Ahmet Arslan started with athletics in 2000 at the high school. He had to discontinue sports in 2004 for one year. After 2005, he begin intensive running training, especially after meeting his coach Metin Sazak, a former athlete. He switched to mountain running from cross-country running. That year, he took part in the national mountain running championships and became successful although he competed in the seniors category despite his young age. Admitted to the national team, he participated at his first international events like the European Mountain Championships and the World Mountain Running Trophy and gained international experience.

From 2007 on, Ahmet Arslan won the European championships seven times in a row. In 2010, he won the gold medal also at the WMRA Grand Prix. He was the silver medallist at the 2011 World Mountain Running Championships, coming second behind American Max King. In the absence of the American, he won the continental title at the 2011 European Mountain Running Championships held in Turkey. He won that year's WMRA Grand Prix series. He began 2012 with a win at the Montée du Grand Ballon race.
He has won the Red Bull 400 several times between 2011 and 2019. Since mountain running sport is not recognized as an Olympic sports branch, he is complaining about not finding a sponsor for his active sports career.

He also coaches her spouse Yasemin Can Arslan, a long-distance runner.
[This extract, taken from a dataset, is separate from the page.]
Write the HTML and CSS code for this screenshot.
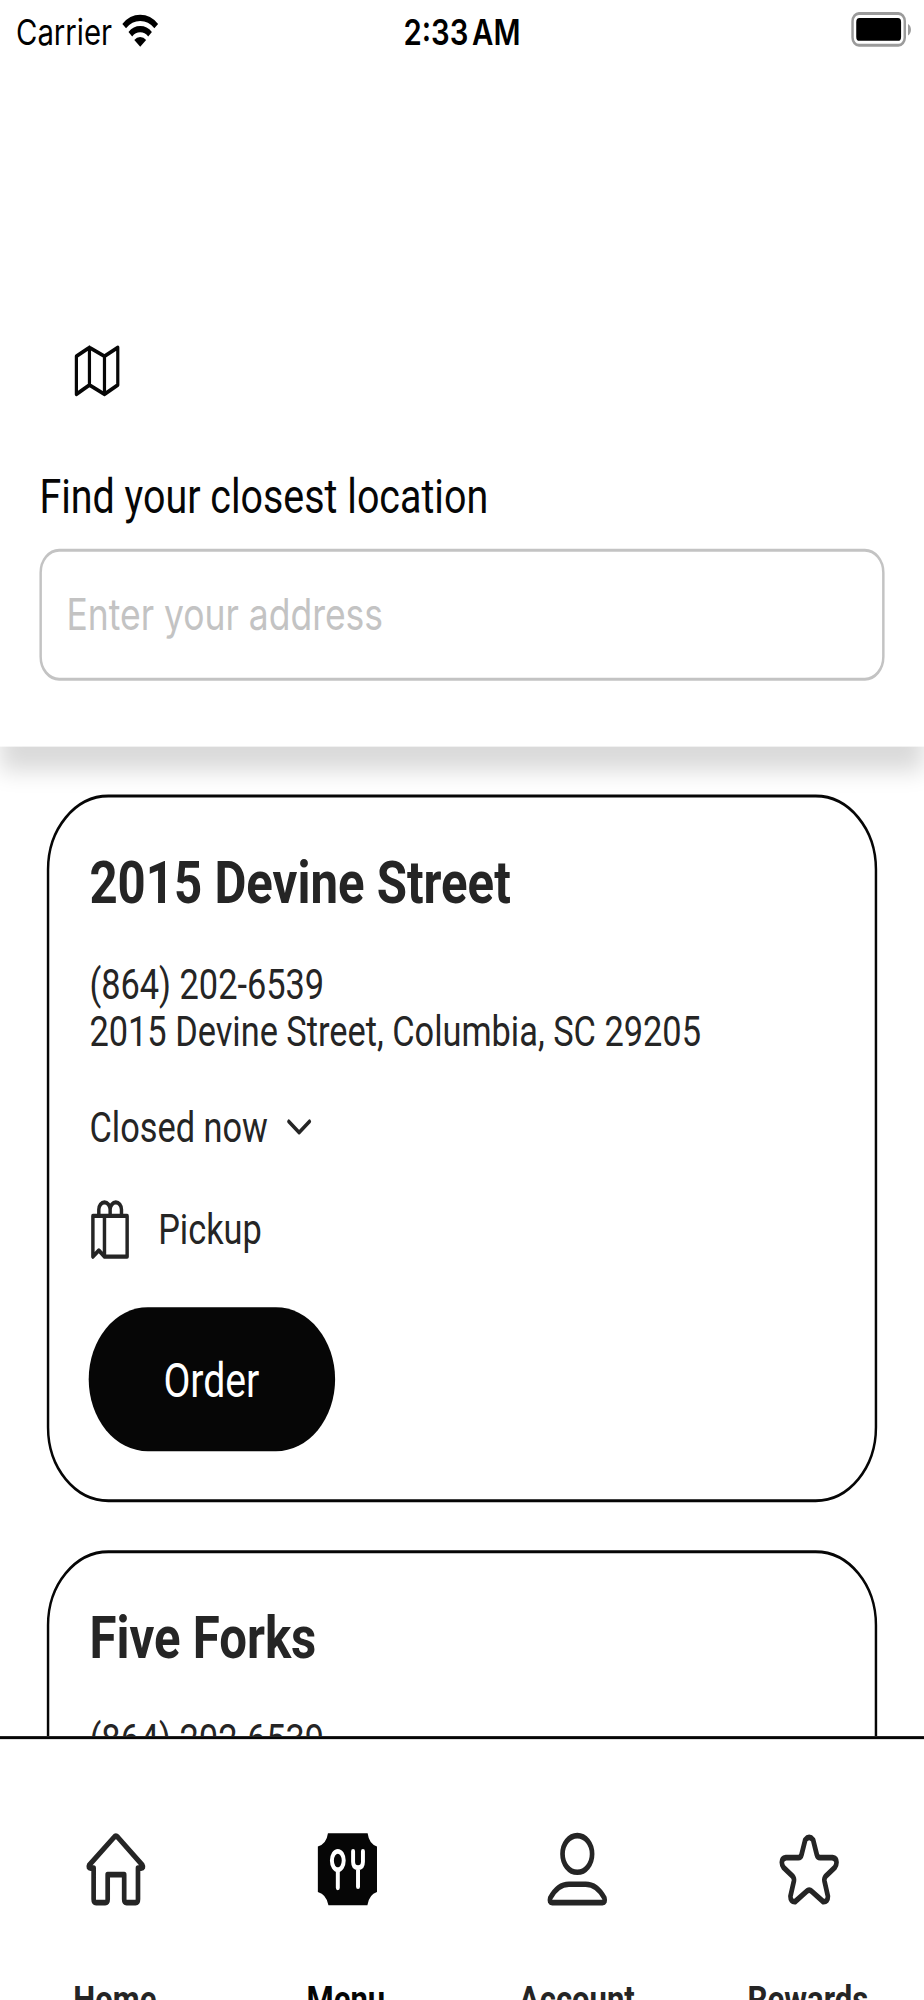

Eraly January 2020, the Red Bull athlete announced that he retired from active sport.

== Achievements ==

| Year | Event | Host | Rank |
Junior men's
| 2005 | 21st World Mountain Running Trophy | New Zealand, Wellington | 4th |
Senior men's
| 2007 | 6th European Championships | France, Cauterets | 1st place, gold medalist(s) |
| 2008 | 7th European Championships | Germany, Zell am Harmersbach | 1st place, gold medalist(s) |
| 24th World Mountain Running Trophy | Switzerland, Sierre | 3rd place, bronze medalist(s) |
| 2009 | 8th European Championships | Austria, Telfes im Stubai | 1st place, gold medalist(s) |
| 2010 | 9th European Championships | Bulgaria, Sapareva Banya | 1st place, gold medalist(s) |
| WMRA Grand Prix | Slovenia, Šmarna gora | 1st place, gold medalist(s) |
| 26th WMRA World Championships | Slovenia, Kamnik | 7th |
| 2011 | 6th Antalya Marathon | Turkey, Antalya | 1st place, gold medalist(s) |
| 10th European Championships | Turkey, Bursa | 1st place, gold medalist(s) |
| 27th World Championships | Albania, Tirana | 2nd place, silver medalist(s) |
| 1st Red Bull 400 | Austria Bad Mitterndorf | 1st place, gold medalist(s) |
| 2012 | 11th European Championships | Turkey, Denizli | 1st place, gold medalist(s) |
| 3rd Red Bull 400 | Slovenia Planica | |- |
| 2013 | 4th Red Bull 400 | Slovenia Planica | 2nd place, silver medalist(s) |
| 5th Red Bull 400 | Austria Tauplitz Bad Mitterndorf | 1st place, gold medalist(s) |
| 12th European Championships | Bulgaria, Borovets | 3rd place, bronze medalist(s) |
| 2014|- | 7th Red Bull 400 | Austria Tauplitz Bad Mitterndorf | 1st place, gold medalist(s) |
| 13th European Championships | France, Hautes-Alpes | 8th |
| 2015 | 12th Red Bull 400 | Czech Republic, Harrachov | 1st place, gold medalist(s) |
| 13th Red Bull 400 | Austria, Bischofshofen | 1st place, gold medalist(s) |
| 14th Red Bull 400 | Slovenia, Planica | 1st place, gold medalist(s) |
| 15th Red Bull 400 | United States, Park City | 1st place, gold medalist(s) |
| 2016 | 16th Red Bull 400 | Kazakhstan, Almaty | 1st place, gold medalist(s) |
| 18th Red Bull 400 | Germany, Titisee-Neustadt | 1st place, gold medalist(s) |
| 22nd Red Bull 400 | Slovenia, Planica | 1st place, gold medalist(s) |
| 32nd World Championships | Bulgaria, Sapareva Banya | 3rd place, bronze medalist(s) |
| 2017 | 24th Red Bull 400 | Kazakhstan, Almaty | 1st place, gold medalist(s) |
| 25th Red Bull 400 | Turkey, Erzurum | 1st place, gold medalist(s) |
| 31st Red Bull 400 | Germany, Titisee-Neustadt | 1st place, gold medalist(s) |
| 2018 | 46th Red Bull 400 | Germany, Titisee-Neustadt | 1st place, gold medalist(s) |
| 2019 | 54th Red Bull 400 | Kazakhstan, Almaty | 1st place, gold medalist(s) |

== Awards ==
- In July 2011, Ahmet Arslan was awarded the title European Athlete of the Month.